I am so excited about this cupcake. I just think it is so much fun!
It seems like most people want to use a chocolate cupcake with marshmallow frosting to make these but I feel like that doesn’t really capture the essence of s’mores.
S’mores are mostly graham cracker, with melty chocolate and toasted marshmallow and I feel like by using a graham cracker cupcake you really get the true feeling of a s’more. I probably am using a little to much frosting if you are thinking s’more…but this is whipped chocolate ganache we are talking about.
You simply cannot have to much ganache. So I piled it on.
I had made a graham cracker cake before so I started with that recipe and made some adjustments so they would translate into being cupcakes. It worked great! Only took me two tries this week! Wahoo!

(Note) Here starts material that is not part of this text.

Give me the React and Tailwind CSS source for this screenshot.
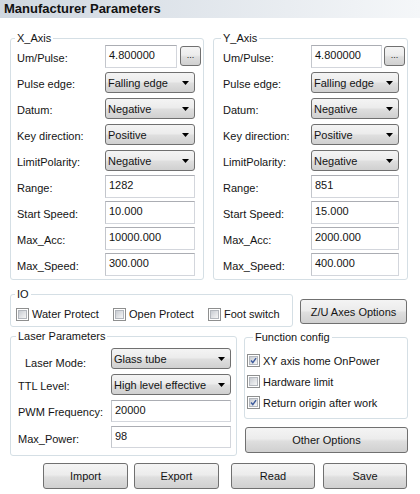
import React from "react";

const GRAD =
  "bg-[linear-gradient(to_bottom,#f4f4f4_0%,#ececec_45%,#dedede_55%,#d0d0d0_100%)]";

function TextBox({ value, w, h = "h-[23px]" }) {
  return (
    <div
      className={`${w} ${h} shrink-0 border border-[#d3d6dc] border-t-[#abadb3] border-l-[#c3c6cc] bg-white pl-[3px] pt-[2px] leading-[14px]`}
    >
      {value}
    </div>
  );
}

function Select({ value, w }) {
  return (
    <div
      className={`${w} mt-[1px] flex h-[21px] shrink-0 items-center justify-between rounded-[3px] border border-[#707070] ${GRAD} pl-[2px] pr-[5px] leading-[14px]`}
    >
      <span>{value}</span>
      <svg width="7" height="4" viewBox="0 0 7 4" className="shrink-0">
        <path d="M0 0h7L3.5 4z" fill="#000" />
      </svg>
    </div>
  );
}

function Button({ children, className = "" }) {
  return (
    <div
      className={`flex shrink-0 items-center justify-center rounded-[3px] border border-[#707070] ${GRAD} leading-[14px] ${className}`}
    >
      {children}
    </div>
  );
}

function Check({ checked, label, className = "" }) {
  return (
    <div className={`flex items-center gap-[3px] ${className}`}>
      <span className="flex h-[13px] w-[13px] shrink-0 border border-[#8e8f8f] bg-white p-[1px]">
        <span className="flex h-full w-full items-center justify-center border border-[#b3b7bd] bg-[linear-gradient(135deg,#c8ccd2,#f6f6f6)]">
          {checked && (
            <svg width="9" height="9" viewBox="0 0 9 9">
              <path
                d="M1.3 4.6 L3.6 7.2 L7.8 1.4"
                fill="none"
                stroke="#3e5b9c"
                strokeWidth="1.9"
              />
            </svg>
          )}
        </span>
      </span>
      <span className="leading-[14px]">{label}</span>
    </div>
  );
}

function Legend({ children, className = "" }) {
  return (
    <legend className={`px-[2px] leading-[13px] ${className}`}>{children}</legend>
  );
}

function Row({ label, labelW, children }) {
  return (
    <div className="flex h-[26px] items-start">
      <div className={`${labelW} shrink-0 whitespace-nowrap pt-[7px] leading-[13px]`}>
        {label}
      </div>
      {children}
    </div>
  );
}

function AxisGroup({ title, vals, cls }) {
  const { w, pl, labelW, tbW, btnGap, selW } = cls;
  return (
    <fieldset
      className={`${w} ${pl} shrink-0 rounded-[3px] border border-[#d5dfe5]`}
    >
      <Legend className="-ml-[2px]">{title}</Legend>
      <Row label="Um/Pulse:" labelW={labelW}>
        <TextBox value={vals.um} w={tbW} />
        <Button className={`${btnGap} mt-[1px] h-[20px] w-[21px] !items-end pb-[3px] text-[9px]`}>
          ...
        </Button>
      </Row>
      <Row label="Pulse edge:" labelW={labelW}>
        <Select value="Falling edge" w={selW} />
      </Row>
      <Row label="Datum:" labelW={labelW}>
        <Select value="Negative" w={selW} />
      </Row>
      <Row label="Key direction:" labelW={labelW}>
        <Select value="Positive" w={selW} />
      </Row>
      <Row label="LimitPolarity:" labelW={labelW}>
        <Select value="Negative" w={selW} />
      </Row>
      <Row label="Range:" labelW={labelW}>
        <TextBox value={vals.range} w={selW} />
      </Row>
      <Row label="Start Speed:" labelW={labelW}>
        <TextBox value={vals.start} w={selW} />
      </Row>
      <Row label="Max_Acc:" labelW={labelW}>
        <TextBox value={vals.acc} w={selW} />
      </Row>
      <Row label="Max_Speed:" labelW={labelW}>
        <TextBox value={vals.speed} w={selW} />
      </Row>
    </fieldset>
  );
}

export default function App() {
  return (
    <div className="h-[494px] w-[420px] overflow-hidden bg-white font-['Liberation_Sans',Arial,sans-serif] text-[11px] text-[#141414]">
      <div className="h-[18px] bg-[linear-gradient(to_right,#cfd7e0,#f5f7f9)] pl-[4px] text-[13px] font-bold leading-[18px] text-[#111]">
        Manufacturer Parameters
      </div>
      <div className="px-[10px]">
        <div className="mt-[14px] flex gap-[9px]">
          <AxisGroup
            title="X_Axis"
            vals={{ um: "4.800000", range: "1282", start: "10.000", acc: "10000.000", speed: "300.000" }}
            cls={{ w: "w-[194px]", pl: "pl-[6px]", labelW: "w-[88px]", tbW: "w-[72px]", btnGap: "ml-[3px]", selW: "w-[90px]" }}
          />
          <AxisGroup
            title="Y_Axis"
            vals={{ um: "4.800000", range: "851", start: "15.000", acc: "2000.000", speed: "400.000" }}
            cls={{ w: "w-[195px]", pl: "pl-[9px]", labelW: "w-[88px]", tbW: "w-[71px]", btnGap: "ml-[2px]", selW: "w-[88px]" }}
          />
        </div>

        <div className="mt-[8px] flex items-start gap-[7px]">
          <fieldset className="w-[283px] shrink-0 rounded-[3px] border border-[#d5dfe5] pb-[5px] pl-[5px]">
            <Legend className="-ml-[1px]">IO</Legend>
            <div className="flex h-[14px] items-center pt-0 mt-[6px]">
              <Check label="Water Protect" className="w-[97px]" />
              <Check label="Open Protect" className="w-[95px]" />
              <Check label="Foot switch" />
            </div>
          </fieldset>
          <Button className="mt-[11px] h-[25px] w-[107px]">Z/U Axes Options</Button>
        </div>

        <div className="mt-[3px] flex items-start gap-[7px]">
          <fieldset className="w-[227px] shrink-0 rounded-[3px] border border-[#d5dfe5] pb-[3px] pl-[7px]">
            <Legend className="-ml-[2px]">Laser Parameters</Legend>
            <div className="pt-[5px]">
              <div className="flex h-[26px] items-start">
                <div className="w-[93px] shrink-0 pl-[7px] pt-[9px] leading-[13px]">Laser Mode:</div>
                <div className="-mt-[1px]">
                  <Select value="Glass tube" w="w-[120px]" />
                </div>
              </div>
              <div className="flex h-[26px] items-start">
                <div className="w-[93px] shrink-0 pt-[6px] leading-[13px]">TTL Level:</div>
                <div className="-mt-[1px]">
                  <Select value="High level effective" w="w-[120px]" />
                </div>
              </div>
              <div className="flex h-[26px] items-start">
                <div className="w-[93px] shrink-0 whitespace-nowrap pt-[6px] leading-[13px]">PWM Frequency:</div>
                <TextBox value="20000" w="w-[120px]" h="h-[22px]" />
              </div>
              <div className="flex h-[26px] items-start">
                <div className="w-[93px] shrink-0 pt-[7px] leading-[13px]">Max_Power:</div>
                <TextBox value="98" w="w-[120px]" h="h-[22px]" />
              </div>
            </div>
          </fieldset>

          <div className="flex w-[164px] shrink-0 flex-col">
            <fieldset className="mt-[1px] rounded-[3px] border border-[#d5dfe5] pb-[5px] pl-[2px]">
              <Legend className="ml-[6px]">Function config</Legend>
              <div className="pt-[6px]">
                <div className="flex h-[21px] items-center">
                  <Check checked label="XY axis home OnPower" />
                </div>
                <div className="flex h-[21px] items-center">
                  <Check label="Hardware limit" />
                </div>
                <div className="flex h-[21px] items-center">
                  <Check checked label="Return origin after work" />
                </div>
              </div>
            </fieldset>
            <Button className="ml-[1px] mt-[8px] h-[26px] w-[163px]">Other Options</Button>
          </div>
        </div>

        <div className="mt-[7px] flex">
          <Button className="ml-[33px] h-[26px] w-[85px]">Import</Button>
          <Button className="ml-[6px] h-[26px] w-[85px]">Export</Button>
          <Button className="ml-[12px] h-[26px] w-[84px]">Read</Button>
          <Button className="ml-[8px] h-[26px] w-[84px]">Save</Button>
        </div>
      </div>
    </div>
  );
}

Figuring out the best way to get the marshmallows toasted was probably the most challenging part… Needless to say at one point I lit a cupcake on fire. Good times.
The kids thought it was pretty funny, at any rate.
Then the ganache melted all over the place. So ya… don’t try to toast the marshmallows ON the cupcakes. Well, then my husband came in and was like, “Oh don’t use that propane tank, that one is way hotter.” so I dunno, maybe that was the problem. At any rate, I do know the two methods listed work well.
- 1 cup butter, room temperature
- ¾ cup granulated sugar
- 2 cups graham cracker crumbs plus more for sprinkling (I pulsed an entire box worth in the food processor)
- 1¼ cup all purpose flour
- 1¼ teaspoon baking powder
- ¼ teaspoon salt
- 3 eggs
- 1 cup milk, room temperature
FOR THE GANACHE - 3 cups heavy cream
- 20 ounces dark chocolate, at least 60%
TO FINISH - mini marshmallows
- A torch
- Preheat your oven to 350˚ (I baked mine at 300˚ because I live at 5600').
- Prepare a cupcake pan by placing a paper liner in each cup, set aside.
- In the bowl of an electric mixer fitted with the paddle attachment, cream together the butter and sugar for 5 minutes on high.
- While the butter is creaming, in another bowl, whisk together the graham cracker crumbs, flour, baking powder and salt. Set aside.
- Once the butter and sugar mixture is ready, lower the mixer to low and add the eggs one at a time, scraping the bowl in between additions.
- Add ⅓ of the crumb mixture, mix until smooth.
- Add ½ the milk, mix until smooth.
- Repeat until you have added all the crumbs and milk.
- Mix until smooth.
- Scoop the batter into the cupcake pan, I use a 3 tablespoon scoop and it worked out perfectly to 24 cupcakes.
- Bake until a toothpick inserted in the center comes out clean, about 20 minutes (unless at high altitude, then about 30 minutes).
- Remove and allow to cool in the pan for about 15 minutes, then remove to a cooling rack and allow to cool completely.
TO MAKE THE GANACHE - Heat the cream over medium heat until hot but not boiling.
- Place the chocolate in a medium mixing bowl and pour the hot cream over it.
- Whisk until the chocolate is all melted and smooth.
- Cool in the fridge, stirring every 20 minutes until cold.
- Using a hand beater or stand mixer with a whisk attachment, whip the ganache just like you would whip cream until light and fluffy.
- Pipe the ganache onto each cupcake.
- Spread about 3 cups of marshmallows out on a baking sheet and carefully toast using a torch or place under a broiler - but watch them! They turn quickly.
- Then carefully place a few marshmallows on each cupcake.